For the Prague Circle, functionalism and structuralism were inseparable. Jakobson himself described his theory of language as one in which function (language as a tool for communication) and structure (language as a lawful governed whole) are combined…: language is structured so as to be suitable for communication.

The pedagogical implications of this two-pronged view of language continue to reverberate – and to challenge teachers and course designers alike. How do you reconcile the fact that language is a tool for communication while at the same time it is a rule-governed system (of considerable intricacy and complexity)? The pendulum seems to swing both ways without ever finding a point of equilibrium.

Thus, for structuralist-influenced approaches, such as audiolingualism, the syllabus was unapologetically structural and the major focus of instruction was pattern practice – although it would misrepresent audiolingualism to say that it ignored communication entirely. Indeed, a key document in the audiolingual canon observes that ‘probably the best way to practice a foreign language is to use it in communicating with others. Thus, teachers should provide time for meaning-oriented practice’ (Krohn 1971, p. viii).

JakobsonOn the other hand, the communicative approach, in seeking to redress the prevailing structural bias by substituting a syllabus of functions or tasks, may have erred in the opposite direction. Besides, as Brumfit was one of the first to point out, (1978, p. 41), a functional syllabus simply replaces one set of discrete-items with another: ‘No inventory of language items can itself capture the essence of communication.’

The reversion to a grammatical syllabus that now drives most general English programs, although notionally ‘communicative’ in their allegiance, seems to have sent the pendulum swinging back again.

It is testimony to the greatness of Jakobson that he was able to bestride these two poles with enormous intellectual, cultural and linguistic authority. It’s only a pity that he had no advice to give us language teachers.

Meanwhile – is there a seventh function of language? Well, you will have to read Binet to find out!


Binet, L. (2017)The 7th Function of Language (translated by S. Taylor). London: Harvill Secker.

Brumfit, C.J. (1978) “‘Communicative” language teaching: an assessment’, in P. Strevens (ed.) In Honour of A.S. Hornby. Oxford: Oxford University Press.

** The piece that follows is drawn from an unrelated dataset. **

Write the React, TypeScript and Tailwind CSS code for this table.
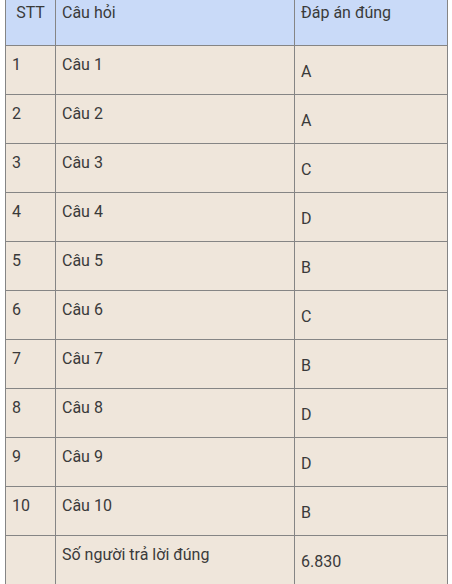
const rows = [
  { stt: "1", q: "Câu 1", a: "A" },
  { stt: "2", q: "Câu 2", a: "A" },
  { stt: "3", q: "Câu 3", a: "C" },
  { stt: "4", q: "Câu 4", a: "D" },
  { stt: "5", q: "Câu 5", a: "B" },
  { stt: "6", q: "Câu 6", a: "C" },
  { stt: "7", q: "Câu 7", a: "B" },
  { stt: "8", q: "Câu 8", a: "D" },
  { stt: "9", q: "Câu 9", a: "D" },
  { stt: "10", q: "Câu 10", a: "B" },
  { stt: "", q: "Số người trả lời đúng", a: "6.830" },
];

const cell = "border border-[#858585] align-top px-[6px] pt-[8px]";

export default function App() {
  return (
    <div className="h-[584px] overflow-hidden bg-white font-['Roboto',sans-serif] text-[16px] leading-[22px] text-[#3a3a3a]">
      <table className="ml-[5px] -mt-[7px] w-[442px] table-fixed border-collapse">
        <colgroup>
          <col className="w-[50px]" />
          <col className="w-[239px]" />
          <col className="w-[153px]" />
        </colgroup>
        <thead>
          <tr className="h-[52px] bg-[#c9daf8]">
            <th className={`${cell} text-center font-normal`}>STT</th>
            <th className={`${cell} text-left font-normal`}>Câu hỏi</th>
            <th className={`${cell} text-left font-normal`}>Đáp án đúng</th>
          </tr>
        </thead>
        <tbody>
          {rows.map((r, i) => (
            <tr key={i} className="h-[49px] bg-[#efe6db]">
              <td className={cell}>{r.stt}</td>
              <td className={cell}>{r.q}</td>
              <td className={`${cell} pt-[15px]`}>{r.a}</td>
            </tr>
          ))}
        </tbody>
      </table>
    </div>
  );
}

Krohn, R. (1971) English sentence structure. Ann Arbor: University of Michigan Press.

Jakobson, R. (1990) On Language. Edited by Waugh, L. R. & M. Monville-Burston. Cambridge, MA: Harvard University Press.

D is for Drills

8 12 2009

What happened to drilling?  Doesn’t anyone drill any more? Few teachers will admit to it. There’s something slightly unsavoury about drilling – like hairspray. Or bicycle clips. Drilling belongs to another era.


An era in which I was trained. When I was taught to teach, drilling was the quintessential – the ur-activity – in classroom practice.  Following the precepts of structuralist linguists and behaviourist psychologists, it was taken as axiomatic that “TO LEARN A NEW LANGUAGE ONE MUST ESTABLISH ORALLY THE PATTERNS OF THE LANGUAGE AS SUBCONSCIOUS HABITS” (Lado & Fries, 1943, 1979- emphasis in original!).  In the words of one pedagogue, “It is these basic patterns that constitute the learner’s task. They require drill, drill, and more drill, and only enough vocabulary to make such drills possible” (Hockett, 1959, cited in Richards and Rodgers 1986).


Accordingly, on my initial training, teaching practice required that you demonstrate the ability to perform a wide variety of drills – imitation drills, chorus drills, substitution drills, variable substitution drills, transformation drills, conversion drills, etc etc – with consummate skill, even panache! Six months into my first teaching job, I was so slick at elicit-and-drill it felt at times that I was on auto-pilot.


At the same time I was beginning to intuit a serious flaw in the elicit-and-drill methodology that I’d been trained in. In terms of fixing structures in memory, drilling worked great in the very short term – the length of a lesson, max. But beyond the lesson, it seemed that any pattern induction that might have resulted from all that excruciating repetition had simply evaporated. The minds of the students seem to march to the beat of a different drum. Proof of which was the occasion when – in the middle of a present-perfect-for-past-experience-in-indefinite-time drill – a student stopped to ask me a real question about my past-experience-in-indefinite time, but using the past simple!


Of course, similar doubts were being expressed at a more elevated level too. By the end of the 70s the theoretical basis of audiolingualism had been well and truly discredited, and its hallmark drills – and the language laboratories that were their technological incarnation – had been consigned to the dust-heap of methodology.  Where methodology texts, such as Wilga Rivers Teaching Foreign Language Skills (1968) had devoted whole chapters to structure drills, the new generation of manuals hardly mentioned them at all. Or if they did, they had a strong health warning attached. Thus, Harmer (1991) advises: “They should not be used for too long or too frequently” (p. 92). And Brown (1994) celebrates the fact that “Today, thankfully, we have developed teaching practices that make only minimal—or optimal—use of such drilling” (p. 138).


So, have drills really disappeared? And, if not, how can they be used “optimally”?



Brown, H.D. (1994) Teaching by Principles; An Interactive Approach to Language Pedagogy. Prentice-Hall.

Harmer, J. (1991) The Practice of English Language Teaching. Longman.

Richards, J.C. and Rodgers, T.S. (1986) Approaches and Methods in Language Teaching. Cambridge University Press.